* [Goal of the exercise]:
Track down each line that has the word "components" and copy it.

______________________________

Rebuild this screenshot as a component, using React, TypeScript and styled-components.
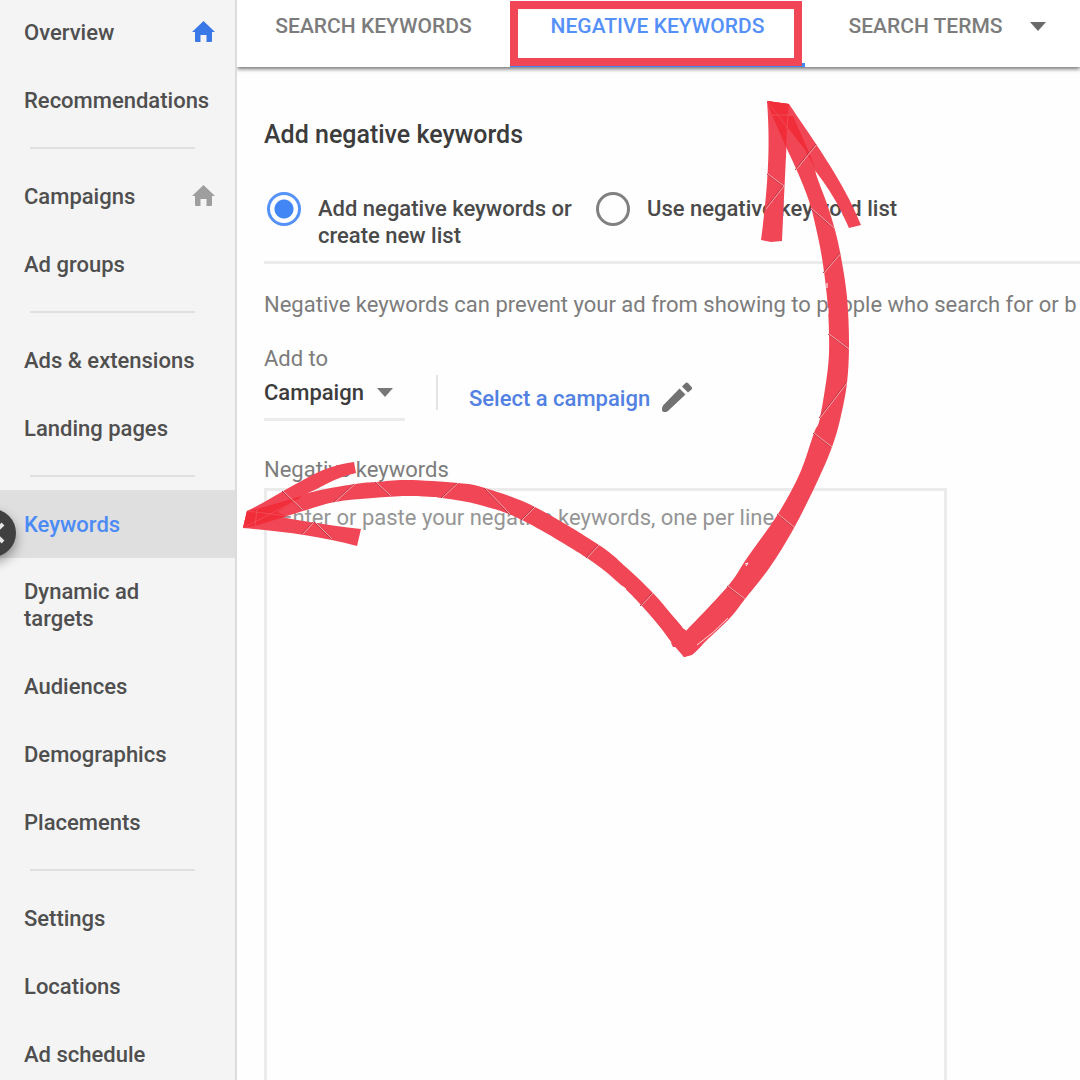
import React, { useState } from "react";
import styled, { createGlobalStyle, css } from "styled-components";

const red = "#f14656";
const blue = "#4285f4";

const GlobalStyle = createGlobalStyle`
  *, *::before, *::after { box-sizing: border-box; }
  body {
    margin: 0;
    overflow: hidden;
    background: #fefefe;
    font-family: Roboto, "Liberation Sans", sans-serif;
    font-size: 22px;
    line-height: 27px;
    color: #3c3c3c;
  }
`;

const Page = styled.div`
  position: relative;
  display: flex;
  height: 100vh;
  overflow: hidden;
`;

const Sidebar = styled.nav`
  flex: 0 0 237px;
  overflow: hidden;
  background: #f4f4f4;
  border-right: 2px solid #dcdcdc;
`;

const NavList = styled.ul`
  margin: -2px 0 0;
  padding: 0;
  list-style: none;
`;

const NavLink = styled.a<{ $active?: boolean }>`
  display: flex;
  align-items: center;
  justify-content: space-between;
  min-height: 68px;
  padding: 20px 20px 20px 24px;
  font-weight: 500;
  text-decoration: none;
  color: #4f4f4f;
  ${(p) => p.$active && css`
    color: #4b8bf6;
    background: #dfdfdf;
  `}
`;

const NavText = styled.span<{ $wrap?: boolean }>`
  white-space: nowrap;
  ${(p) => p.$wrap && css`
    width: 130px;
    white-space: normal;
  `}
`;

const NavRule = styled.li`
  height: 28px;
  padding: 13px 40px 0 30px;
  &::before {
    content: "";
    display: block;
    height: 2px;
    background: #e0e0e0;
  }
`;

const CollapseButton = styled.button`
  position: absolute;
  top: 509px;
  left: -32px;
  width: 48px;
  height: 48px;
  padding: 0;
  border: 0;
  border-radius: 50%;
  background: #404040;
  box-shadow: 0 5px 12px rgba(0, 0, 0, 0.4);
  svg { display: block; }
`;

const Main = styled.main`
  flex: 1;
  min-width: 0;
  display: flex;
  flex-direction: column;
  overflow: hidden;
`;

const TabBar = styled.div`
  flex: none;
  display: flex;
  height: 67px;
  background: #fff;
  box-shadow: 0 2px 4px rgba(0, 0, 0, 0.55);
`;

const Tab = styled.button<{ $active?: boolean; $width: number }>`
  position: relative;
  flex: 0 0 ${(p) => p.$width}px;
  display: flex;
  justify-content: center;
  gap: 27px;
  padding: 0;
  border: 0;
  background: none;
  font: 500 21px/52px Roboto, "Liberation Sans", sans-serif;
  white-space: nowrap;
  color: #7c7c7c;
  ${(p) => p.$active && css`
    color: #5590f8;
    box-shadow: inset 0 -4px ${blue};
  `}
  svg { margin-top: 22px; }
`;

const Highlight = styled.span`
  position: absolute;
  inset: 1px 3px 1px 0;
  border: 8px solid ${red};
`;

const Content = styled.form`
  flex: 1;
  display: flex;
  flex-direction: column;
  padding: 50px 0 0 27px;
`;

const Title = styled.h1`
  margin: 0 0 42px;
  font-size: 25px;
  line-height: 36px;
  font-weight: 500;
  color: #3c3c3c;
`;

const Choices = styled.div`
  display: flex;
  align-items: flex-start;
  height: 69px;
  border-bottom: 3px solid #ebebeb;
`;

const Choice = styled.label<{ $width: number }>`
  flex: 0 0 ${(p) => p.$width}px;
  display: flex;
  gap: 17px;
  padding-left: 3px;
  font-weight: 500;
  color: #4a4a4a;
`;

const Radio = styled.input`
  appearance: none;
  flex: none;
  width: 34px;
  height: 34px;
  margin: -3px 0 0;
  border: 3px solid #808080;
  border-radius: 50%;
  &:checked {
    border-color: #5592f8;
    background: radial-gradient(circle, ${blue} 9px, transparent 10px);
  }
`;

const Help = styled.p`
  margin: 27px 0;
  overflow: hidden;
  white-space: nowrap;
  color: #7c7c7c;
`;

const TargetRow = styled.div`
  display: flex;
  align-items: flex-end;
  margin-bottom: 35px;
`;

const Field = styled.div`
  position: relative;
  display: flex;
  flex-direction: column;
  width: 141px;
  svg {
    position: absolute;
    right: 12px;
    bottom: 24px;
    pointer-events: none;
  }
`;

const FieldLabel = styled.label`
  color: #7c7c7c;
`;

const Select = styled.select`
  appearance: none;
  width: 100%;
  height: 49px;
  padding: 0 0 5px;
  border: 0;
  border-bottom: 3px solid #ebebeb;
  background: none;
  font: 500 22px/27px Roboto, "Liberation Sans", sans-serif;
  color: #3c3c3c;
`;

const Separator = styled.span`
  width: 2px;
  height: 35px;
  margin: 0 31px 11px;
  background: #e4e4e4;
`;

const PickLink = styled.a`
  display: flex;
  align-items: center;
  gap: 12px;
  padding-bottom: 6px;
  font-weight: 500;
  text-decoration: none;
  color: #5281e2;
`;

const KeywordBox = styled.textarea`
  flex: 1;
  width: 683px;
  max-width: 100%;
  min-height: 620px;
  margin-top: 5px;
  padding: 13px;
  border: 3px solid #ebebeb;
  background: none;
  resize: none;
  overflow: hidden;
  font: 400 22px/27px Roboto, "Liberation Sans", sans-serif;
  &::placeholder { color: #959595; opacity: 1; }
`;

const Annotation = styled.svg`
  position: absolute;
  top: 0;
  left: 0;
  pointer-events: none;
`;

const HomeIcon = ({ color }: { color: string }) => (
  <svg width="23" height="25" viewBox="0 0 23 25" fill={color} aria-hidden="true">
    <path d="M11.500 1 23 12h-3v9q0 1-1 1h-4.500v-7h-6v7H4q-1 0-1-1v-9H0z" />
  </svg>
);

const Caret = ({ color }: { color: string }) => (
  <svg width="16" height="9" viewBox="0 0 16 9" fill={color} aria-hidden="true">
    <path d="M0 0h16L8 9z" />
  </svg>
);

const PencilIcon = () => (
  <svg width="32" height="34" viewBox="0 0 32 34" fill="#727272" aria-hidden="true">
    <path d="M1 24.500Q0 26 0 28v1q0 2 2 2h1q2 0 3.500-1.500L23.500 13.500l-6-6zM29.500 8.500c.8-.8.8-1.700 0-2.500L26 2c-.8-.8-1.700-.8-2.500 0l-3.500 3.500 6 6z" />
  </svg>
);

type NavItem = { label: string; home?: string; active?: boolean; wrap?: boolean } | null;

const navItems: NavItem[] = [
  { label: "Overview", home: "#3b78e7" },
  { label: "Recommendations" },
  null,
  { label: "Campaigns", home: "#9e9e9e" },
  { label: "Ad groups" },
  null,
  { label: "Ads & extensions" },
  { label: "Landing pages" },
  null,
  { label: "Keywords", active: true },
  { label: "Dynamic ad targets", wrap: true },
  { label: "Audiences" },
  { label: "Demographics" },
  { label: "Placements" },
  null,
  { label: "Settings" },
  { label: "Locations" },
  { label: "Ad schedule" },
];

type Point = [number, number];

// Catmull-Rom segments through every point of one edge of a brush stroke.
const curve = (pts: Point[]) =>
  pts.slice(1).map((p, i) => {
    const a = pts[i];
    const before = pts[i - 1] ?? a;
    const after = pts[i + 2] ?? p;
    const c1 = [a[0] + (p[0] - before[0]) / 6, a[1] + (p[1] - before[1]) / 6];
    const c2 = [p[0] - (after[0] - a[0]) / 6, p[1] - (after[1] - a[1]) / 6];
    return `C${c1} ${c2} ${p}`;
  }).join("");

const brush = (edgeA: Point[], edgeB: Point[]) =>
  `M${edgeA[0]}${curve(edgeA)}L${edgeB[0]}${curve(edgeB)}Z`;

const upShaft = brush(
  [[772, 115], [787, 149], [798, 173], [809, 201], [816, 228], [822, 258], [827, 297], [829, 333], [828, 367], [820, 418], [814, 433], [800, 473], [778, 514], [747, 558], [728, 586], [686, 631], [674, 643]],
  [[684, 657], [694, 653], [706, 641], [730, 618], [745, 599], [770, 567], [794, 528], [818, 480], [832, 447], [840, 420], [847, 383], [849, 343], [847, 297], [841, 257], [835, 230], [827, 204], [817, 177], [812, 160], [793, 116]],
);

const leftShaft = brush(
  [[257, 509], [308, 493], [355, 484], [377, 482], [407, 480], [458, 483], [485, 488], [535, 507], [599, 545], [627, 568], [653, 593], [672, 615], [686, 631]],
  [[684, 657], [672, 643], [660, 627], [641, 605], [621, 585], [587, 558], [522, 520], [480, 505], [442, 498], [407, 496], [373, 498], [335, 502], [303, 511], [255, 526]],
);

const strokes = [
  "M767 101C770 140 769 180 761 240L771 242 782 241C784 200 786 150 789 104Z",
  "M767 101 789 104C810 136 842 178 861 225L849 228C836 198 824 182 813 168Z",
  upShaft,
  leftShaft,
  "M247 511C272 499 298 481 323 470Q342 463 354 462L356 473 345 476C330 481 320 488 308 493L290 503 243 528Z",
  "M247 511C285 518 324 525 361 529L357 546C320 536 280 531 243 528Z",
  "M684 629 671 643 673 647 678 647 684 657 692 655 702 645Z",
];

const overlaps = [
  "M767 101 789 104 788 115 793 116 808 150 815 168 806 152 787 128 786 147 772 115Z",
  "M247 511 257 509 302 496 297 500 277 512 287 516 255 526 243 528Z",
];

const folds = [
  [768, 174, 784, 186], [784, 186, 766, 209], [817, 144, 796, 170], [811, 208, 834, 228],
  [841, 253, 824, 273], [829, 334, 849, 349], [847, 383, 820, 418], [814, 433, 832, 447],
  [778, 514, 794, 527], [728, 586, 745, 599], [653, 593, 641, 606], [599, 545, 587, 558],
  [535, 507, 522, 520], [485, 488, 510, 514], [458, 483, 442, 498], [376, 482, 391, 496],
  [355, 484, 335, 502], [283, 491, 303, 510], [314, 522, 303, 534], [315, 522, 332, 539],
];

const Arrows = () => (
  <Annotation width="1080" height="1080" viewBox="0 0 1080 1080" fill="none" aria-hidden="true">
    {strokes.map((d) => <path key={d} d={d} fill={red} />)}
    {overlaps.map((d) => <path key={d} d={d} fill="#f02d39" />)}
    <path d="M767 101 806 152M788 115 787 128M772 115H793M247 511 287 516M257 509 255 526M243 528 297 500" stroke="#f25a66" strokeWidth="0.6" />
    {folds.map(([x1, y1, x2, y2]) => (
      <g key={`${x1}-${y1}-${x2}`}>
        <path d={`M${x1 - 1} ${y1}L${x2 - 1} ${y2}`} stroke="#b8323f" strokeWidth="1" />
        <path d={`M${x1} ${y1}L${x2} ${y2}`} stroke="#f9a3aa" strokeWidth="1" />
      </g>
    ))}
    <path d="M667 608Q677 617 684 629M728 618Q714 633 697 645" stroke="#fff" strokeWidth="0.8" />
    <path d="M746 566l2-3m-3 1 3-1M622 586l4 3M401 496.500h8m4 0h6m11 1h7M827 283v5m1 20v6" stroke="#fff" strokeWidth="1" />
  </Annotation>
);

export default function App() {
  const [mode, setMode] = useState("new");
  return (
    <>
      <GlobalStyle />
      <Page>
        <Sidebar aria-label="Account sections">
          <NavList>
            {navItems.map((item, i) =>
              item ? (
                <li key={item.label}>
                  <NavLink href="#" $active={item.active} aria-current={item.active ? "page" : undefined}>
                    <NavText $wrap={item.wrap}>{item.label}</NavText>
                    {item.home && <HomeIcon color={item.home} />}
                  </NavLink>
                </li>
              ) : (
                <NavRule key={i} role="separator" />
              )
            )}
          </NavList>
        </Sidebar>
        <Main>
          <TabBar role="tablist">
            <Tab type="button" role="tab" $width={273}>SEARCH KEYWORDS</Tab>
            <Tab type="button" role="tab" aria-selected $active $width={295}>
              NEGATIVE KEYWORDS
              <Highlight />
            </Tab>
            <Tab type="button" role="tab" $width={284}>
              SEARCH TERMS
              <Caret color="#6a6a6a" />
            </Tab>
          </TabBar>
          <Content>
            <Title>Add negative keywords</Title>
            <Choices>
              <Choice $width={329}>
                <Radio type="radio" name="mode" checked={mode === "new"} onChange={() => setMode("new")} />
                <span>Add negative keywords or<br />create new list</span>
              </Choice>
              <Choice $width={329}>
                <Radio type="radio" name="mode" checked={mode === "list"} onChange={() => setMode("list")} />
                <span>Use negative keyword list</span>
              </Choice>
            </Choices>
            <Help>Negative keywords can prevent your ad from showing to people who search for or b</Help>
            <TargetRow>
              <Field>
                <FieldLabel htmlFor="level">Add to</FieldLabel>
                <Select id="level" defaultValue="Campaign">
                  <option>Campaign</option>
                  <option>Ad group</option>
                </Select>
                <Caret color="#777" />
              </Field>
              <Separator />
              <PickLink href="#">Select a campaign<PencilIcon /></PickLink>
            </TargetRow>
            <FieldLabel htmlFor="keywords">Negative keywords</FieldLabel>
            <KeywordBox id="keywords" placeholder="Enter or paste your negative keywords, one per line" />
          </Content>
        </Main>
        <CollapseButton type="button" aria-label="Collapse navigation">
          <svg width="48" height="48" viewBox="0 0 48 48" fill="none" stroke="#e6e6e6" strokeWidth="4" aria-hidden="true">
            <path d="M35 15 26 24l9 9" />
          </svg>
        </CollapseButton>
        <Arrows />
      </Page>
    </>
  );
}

______________________________

* [Exercise answer]:
Rebuild this screenshot as a component, using React, TypeScript and styled-components.
import styled, { createGlobalStyle, css } from "styled-components";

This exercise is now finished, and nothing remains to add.